The next challenge was in deciding the location, with multiple sites under consideration. In April 1920, the unanimous choice was at West Fourth and Pine streets, but an analysis of the city’s projected growth coupled with southern and eastern exposures led the committee to buy the site at Fourth and William streets instead.
Buildings were razed starting April 2, 1921, and excavation began later that month. A last-minute decision was made to add a 10th story to the planned facility, causing a nearly two-month delay in the delivery of steel.
“The architect of the day thought of older buildings in Europe and Rome where they included big columns,” said Kathy Taylor, the Genetti Hotel’s current general manager. “They wanted (the building) to be ornate.”
Once the steel arrived and started going up, local folks lined the construction site daily to watch the construction process.
By Aug. 15, 1921, contractors began laying brick — about 200,000 bricks in all that were laid at a rate of about 40,000 a week, according to a booklet from the Genetti’s 90th anniversary.
While bricks were being laid, John F. Letton, the first general manager of the Lycoming Hotel, began ordering the furnishings that would be needed. Many local businesses were tapped for the various needs.

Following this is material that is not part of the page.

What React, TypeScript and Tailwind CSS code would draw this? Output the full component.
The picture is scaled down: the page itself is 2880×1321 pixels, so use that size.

L.L. Stearns and Sons ordered fine table linens with the crest and name of the hotel woven in and made by a firm in Belfast, Ireland, the Sunday Grit reported.
A. H. Heilman, an area company that supplied some of the largest hotels of the day, supplied specially designed carpets and rugs. J.K. Rishel Co. designed and built furniture, and contracts for bedsprings and mattresses went through F.A. Romich. Ralph B. Grammer took care of silverware, engraved with the name and crest of the new hotel.
“It is going to be a big, handsomely furnished, tastefully decorated ‘living room’, such as might grace the home of a multi-millionaire who had the good sense to entrust its creation without reservation to a master builder,” Letton told the Grit in December 1921 in describing his vision for the lobby.
By the following June, at a total cost of about $1.5 million, the Lycoming was formally opened with three days of dinners, banquets, balls and tours, according to the Grit.
“The Lycoming Hotel exists because its creation was made a community enterprise,” Letton told the Grit some months later, in April 1923.
It became so heavily booked that Letton was concerned it would not be able to accommodate the thousands of tourists that were expected to arrive during the summer.
In its first five years of operation, 266,924 persons roomed in the hotel, 363,575 were served meals in the main dining room, and 755,388 were served meals in the cafeteria.
Business flourished in the Lycoming’s early years, growing annually up to its best prewar year, 1928.
Over time, though, the community’s sense of responsibility for the hotel waned, along with its understanding of the role the hotel played in the community.
Changes in community spirit reportedly were accompanied by a decline in atmosphere, tone and service, and the hotel went through changes in ownership.
It was sold first to a hotelier from Detroit, then back to the Williamsport Hotels Co., and finally to Gus Genetti Jr.
Genetti put in a bid to buy the Lycoming in February 1975 after he and his wife spent a night there to see what it was like. They liked it and Williamsport.
“This is one of the most well-built, well-maintained buildings I have ever seen,” he told the Grit at the time, sharing that he believed he could make it into a “viable operation” with a new marketing concept.
Major renovations were planned, and Genetti saw the potential for the hotel to serve as a convention center.
When he first bought it, the hotel took on a new name — the Genetti Lycoming Hotel.
But then “Lycoming” was dropped from the name after a violent wind storm in November 1989 blew down the Lycoming Hotel sign from the roof of the building.
The following year, the roof was outlined in neon, and the hotel’s name officially became the Genetti Hotel and Convention Center.
The Genetti has continued to serve the community, with just about every person in the area having a reason to visit it at some point, whether for a wedding reception or a high school prom, a holiday celebration or a baby shower, a formal dinner or a drink in the bar, Taylor said.
“Everyone has been here for something,” she said. “We’re still here after 100 years. There’s a reason for that.